CP-6(1) does not specify a distance; it requires separation that reduces susceptibility to the same threats (Source: NIST Special Publication 800-53 Revision 5). Your job is to document a defensible rationale tied to realistic threat scenarios.
If we’re fully in the cloud, is using a different availability zone enough?
Often no, because many threats assessed at audit time are regional or control-plane related. A different cloud region is typically easier to justify as “not susceptible to the same threats,” but you still must document your specific threat reasoning (Source: NIST Special Publication 800-53 Revision 5).
Can a third party manage the alternate storage site for us?
Yes, but you still need to identify the alternate storage site, ensure adequate separation, and retain evidence. Add contract terms for retrieval, change notification, and your right to test restores.

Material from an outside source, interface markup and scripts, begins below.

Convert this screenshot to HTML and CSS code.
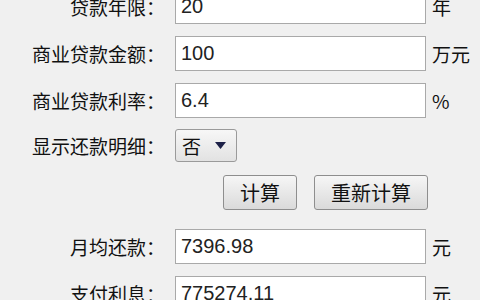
FILE: index.html
```html
<!DOCTYPE html>
<html>
<head>
  <title>房贷计算器</title>
  <link rel="stylesheet" href="styles.css">
</head>
<body>

  <div class="calc-form">
    <div class="form-row">
      <label class="field-label">贷款年限：</label>
      <div class="field-box">20</div>
      <span class="unit">年</span>
    </div>

    <div class="form-row">
      <label class="field-label">商业贷款金额：</label>
      <div class="field-box">100</div>
      <span class="unit">万元</span>
    </div>

    <div class="form-row">
      <label class="field-label">商业贷款利率：</label>
      <div class="field-box">6.4</div>
      <span class="unit">%</span>
    </div>

    <div class="form-row select-row">
      <label class="field-label">显示还款明细：</label>
      <div class="select-box">
        <span>否</span>
        <svg class="arrow" width="11" height="7" viewBox="0 0 11 7">
          <path d="M0 0 L11 0 L5.5 7 Z" fill="#1d2148"/>
        </svg>
      </div>
    </div>

    <div class="button-row">
      <button class="btn">计算</button>
      <button class="btn">重新计算</button>
    </div>

    <div class="form-row">
      <label class="field-label">月均还款：</label>
      <div class="field-box">7396.98</div>
      <span class="unit">元</span>
    </div>

    <div class="form-row">
      <label class="field-label">支付利息：</label>
      <div class="field-box">775274.11</div>
      <span class="unit">元</span>
    </div>
  </div>

</body>
</html>
```

FILE: styles.css
```css
body {
  margin: 0;
  background-color: #f0f0f0;
  font-family: "Noto Sans CJK SC", "Liberation Sans", sans-serif;
  color: #111;
  overflow: hidden;
}

.calc-form {
  margin-top: -11px;
}

.form-row {
  display: flex;
  align-items: center;
  height: 35px;
  margin-bottom: 12px;
}

.field-label {
  width: 165px;
  text-align: right;
  font-size: 19px;
  line-height: 35px;
  white-space: nowrap;
}

.field-box {
  box-sizing: border-box;
  width: 251px;
  height: 35px;
  margin-left: 10px;
  padding-left: 5px;
  background-color: #fff;
  border: 1px solid #a9a9a9;
  font-family: "Liberation Sans", Arial, sans-serif;
  font-size: 20px;
  line-height: 33px;
  color: #222;
}

.unit {
  margin-left: 6px;
  font-size: 19px;
}

.select-row {
  height: 33px;
  margin-top: -1px;
  margin-bottom: 13px;
}

.select-box {
  box-sizing: border-box;
  display: flex;
  align-items: center;
  width: 62px;
  height: 33px;
  margin-left: 10px;
  padding-left: 6px;
  border: 1px solid #9a9a9a;
  border-radius: 3px;
  background: linear-gradient(#f7f7f7, #e2e2e2);
  font-size: 19px;
}

.arrow {
  margin-left: 14px;
}

.button-row {
  display: flex;
  gap: 17px;
  padding-left: 223px;
  margin-bottom: 19px;
}

.btn {
  box-sizing: border-box;
  height: 35px;
  padding: 0 16px;
  border: 1px solid #8e8e8e;
  border-radius: 3px;
  background: linear-gradient(#f6f6f6, #dadada);
  font-family: "Noto Sans CJK SC", sans-serif;
  font-size: 20px;
  color: #111;
}
```
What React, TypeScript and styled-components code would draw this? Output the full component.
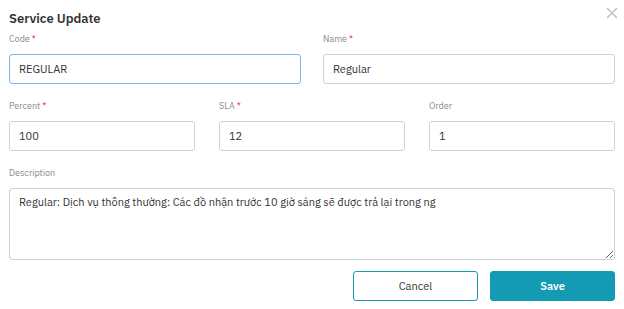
import React from "react";
import styled, { createGlobalStyle } from "styled-components";

const Global = createGlobalStyle`
  html, body { margin: 0; padding: 0; background: #fff; }
  body { font-family: "IBM Plex Sans", Roboto, "Noto Sans", sans-serif; color: #333; }
  * { box-sizing: border-box; }
`;

const Modal = styled.div`
  width: 624px;
  height: 309px;
  padding: 10px 9px 8px 9px;
  position: relative;
  background: #fff;
`;

const Title = styled.h2`
  margin: 0;
  font-size: 13px;
  font-weight: 600;
  color: #333;
  line-height: 17px;
`;

const Close = styled.button`
  position: absolute;
  top: 6px;
  right: 5px;
  width: 14px;
  height: 14px;
  padding: 0;
  border: none;
  background: none;
  cursor: pointer;
`;

const Form = styled.form`
  display: flex;
  flex-direction: column;
  margin-top: 6px;
`;

const Row = styled.div<{ $cols: number; $gap: number }>`
  display: grid;
  grid-template-columns: repeat(${(p) => p.$cols}, 1fr);
  column-gap: ${(p) => p.$gap}px;
  margin-bottom: 16px;
`;

const Field = styled.div`
  display: flex;
  flex-direction: column;
`;

const Label = styled.label`
  font-size: 9px;
  color: #8a8a8a;
  line-height: 12px;
  margin-bottom: 9px;
  span { color: #e0303a; margin-left: 2px; }
`;

const Input = styled.input<{ $focused?: boolean }>`
  height: 30px;
  border: 1px solid ${(p) => (p.$focused ? "#7db7f0" : "#cfd3d8")};
  border-radius: 3px;
  padding: 0 9px;
  font-family: inherit;
  font-size: 11px;
  color: #333;
  outline: none;
`;

const TextArea = styled.textarea`
  height: 72px;
  border: 1px solid #cfd3d8;
  border-radius: 3px;
  padding: 6px 9px;
  font-family: inherit;
  font-size: 11px;
  color: #333;
  outline: none;
  resize: vertical;
`;

const Actions = styled.div`
  display: flex;
  justify-content: flex-end;
  gap: 12px;
  margin-top: -5px;
`;

const Button = styled.button<{ $primary?: boolean }>`
  width: 125px;
  height: 30px;
  border-radius: 3px;
  border: 1px solid #139bb4;
  background: ${(p) => (p.$primary ? "#139bb4" : "#fff")};
  color: ${(p) => (p.$primary ? "#fff" : "#333")};
  font-family: inherit;
  font-size: 11px;
  font-weight: ${(p) => (p.$primary ? 600 : 400)};
  cursor: pointer;
`;

export default function App() {
  return (
    <>
      <Global />
      <Modal>
        <Title>Service Update</Title>
        <Close aria-label="close">
          <svg width="14" height="14" viewBox="0 0 14 14">
            <path d="M2 2 L12 12 M12 2 L2 12" stroke="#c4c4c4" strokeWidth="1.6" />
          </svg>
        </Close>
        <Form>
          <Row $cols={2} $gap={22}>
            <Field>
              <Label>Code<span>*</span></Label>
              <Input $focused defaultValue="REGULAR" />
            </Field>
            <Field>
              <Label>Name<span>*</span></Label>
              <Input defaultValue="Regular" />
            </Field>
          </Row>
          <Row $cols={3} $gap={24}>
            <Field>
              <Label>Percent<span>*</span></Label>
              <Input defaultValue="100" />
            </Field>
            <Field>
              <Label>SLA<span>*</span></Label>
              <Input defaultValue="12" />
            </Field>
            <Field>
              <Label>Order</Label>
              <Input defaultValue="1" />
            </Field>
          </Row>
          <Row $cols={1} $gap={0}>
            <Field>
              <Label>Description</Label>
              <TextArea defaultValue="Regular: Dịch vụ thông thường: Các đồ nhận trước 10 giờ sáng sẽ được trả lại trong ng" />
            </Field>
          </Row>
          <Actions>
            <Button type="button">Cancel</Button>
            <Button type="button" $primary>Save</Button>
          </Actions>
        </Form>
      </Modal>
    </>
  );
}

What evidence is the fastest way to satisfy an assessor?
A named alternate site record, a one-to-two page separation rationale tied to threats, proof backups are written there, and a restore test showing you can retrieve and recover from that location.
We have immutable backups. Does immutability replace separation?
No. Immutability helps against destructive changes, but it does not address regional disasters or shared infrastructure failures that can make both primary and backup inaccessible. You need both: integrity controls and separation rationale (Source: NIST Special Publication 800-53 Revision 5).
What if we cannot achieve strong separation due to constraints?
Document constraints, record risk acceptance through your governance process, and implement compensating controls (administrative separation, offline copies, diversified dependencies). Expect closer scrutiny because the requirement explicitly calls for reduced susceptibility to the same threats (Source: NIST Special Publication 800-53 Revision 5).